#### INFORMATION SHOWN ####
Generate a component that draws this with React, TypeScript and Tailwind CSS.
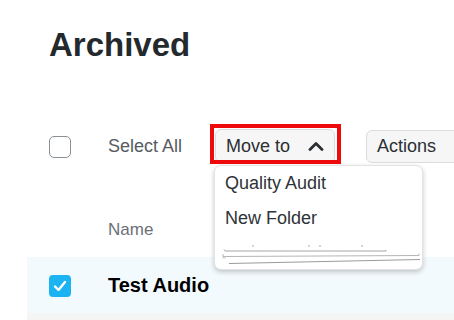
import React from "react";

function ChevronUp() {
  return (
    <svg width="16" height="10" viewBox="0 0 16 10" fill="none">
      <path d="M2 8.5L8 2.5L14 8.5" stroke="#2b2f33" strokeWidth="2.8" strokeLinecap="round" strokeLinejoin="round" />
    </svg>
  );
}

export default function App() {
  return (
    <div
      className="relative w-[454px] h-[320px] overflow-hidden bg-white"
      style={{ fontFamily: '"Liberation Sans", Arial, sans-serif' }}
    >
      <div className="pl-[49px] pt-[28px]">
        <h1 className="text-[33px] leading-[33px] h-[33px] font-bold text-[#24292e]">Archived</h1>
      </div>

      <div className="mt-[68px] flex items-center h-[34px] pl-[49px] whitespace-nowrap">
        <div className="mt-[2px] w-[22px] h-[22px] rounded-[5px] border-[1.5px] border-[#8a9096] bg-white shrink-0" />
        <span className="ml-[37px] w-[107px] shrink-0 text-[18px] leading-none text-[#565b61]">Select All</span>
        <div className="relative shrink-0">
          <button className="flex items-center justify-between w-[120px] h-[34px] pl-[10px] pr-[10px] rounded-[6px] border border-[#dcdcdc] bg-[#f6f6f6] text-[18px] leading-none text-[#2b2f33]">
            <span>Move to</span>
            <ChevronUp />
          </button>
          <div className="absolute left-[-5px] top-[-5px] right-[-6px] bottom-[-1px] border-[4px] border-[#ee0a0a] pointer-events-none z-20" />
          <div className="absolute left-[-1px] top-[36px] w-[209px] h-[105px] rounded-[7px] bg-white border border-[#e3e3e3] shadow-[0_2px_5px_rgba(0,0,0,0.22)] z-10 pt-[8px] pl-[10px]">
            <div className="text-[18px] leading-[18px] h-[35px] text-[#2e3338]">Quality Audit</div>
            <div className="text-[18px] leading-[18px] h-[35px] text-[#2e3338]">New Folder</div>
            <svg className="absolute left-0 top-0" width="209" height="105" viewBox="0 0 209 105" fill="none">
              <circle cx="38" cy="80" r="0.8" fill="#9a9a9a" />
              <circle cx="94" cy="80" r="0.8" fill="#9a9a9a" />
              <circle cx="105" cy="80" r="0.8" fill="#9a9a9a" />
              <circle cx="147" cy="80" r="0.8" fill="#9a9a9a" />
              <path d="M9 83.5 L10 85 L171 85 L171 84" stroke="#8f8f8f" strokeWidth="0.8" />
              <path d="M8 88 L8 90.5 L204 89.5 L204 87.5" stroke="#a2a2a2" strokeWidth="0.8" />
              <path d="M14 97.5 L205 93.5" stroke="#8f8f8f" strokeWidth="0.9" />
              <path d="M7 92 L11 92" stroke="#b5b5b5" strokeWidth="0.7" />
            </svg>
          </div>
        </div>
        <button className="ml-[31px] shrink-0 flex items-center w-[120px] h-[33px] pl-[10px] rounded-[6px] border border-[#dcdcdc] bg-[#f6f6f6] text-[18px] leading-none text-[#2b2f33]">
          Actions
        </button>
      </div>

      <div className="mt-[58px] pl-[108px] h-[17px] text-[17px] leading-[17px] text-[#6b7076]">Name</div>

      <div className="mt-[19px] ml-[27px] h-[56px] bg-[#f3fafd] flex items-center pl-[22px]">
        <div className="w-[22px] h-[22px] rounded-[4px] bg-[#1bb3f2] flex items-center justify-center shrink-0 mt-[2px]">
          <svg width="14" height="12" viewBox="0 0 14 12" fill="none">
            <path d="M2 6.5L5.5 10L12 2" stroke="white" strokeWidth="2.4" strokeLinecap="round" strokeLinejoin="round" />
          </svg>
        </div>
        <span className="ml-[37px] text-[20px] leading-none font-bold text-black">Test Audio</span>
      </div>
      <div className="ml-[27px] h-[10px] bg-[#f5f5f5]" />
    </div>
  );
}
####
For this exercise, gather every line of the data that contains the word "React".

Generate a component that draws this with React, TypeScript and Tailwind CSS.
import React from "react";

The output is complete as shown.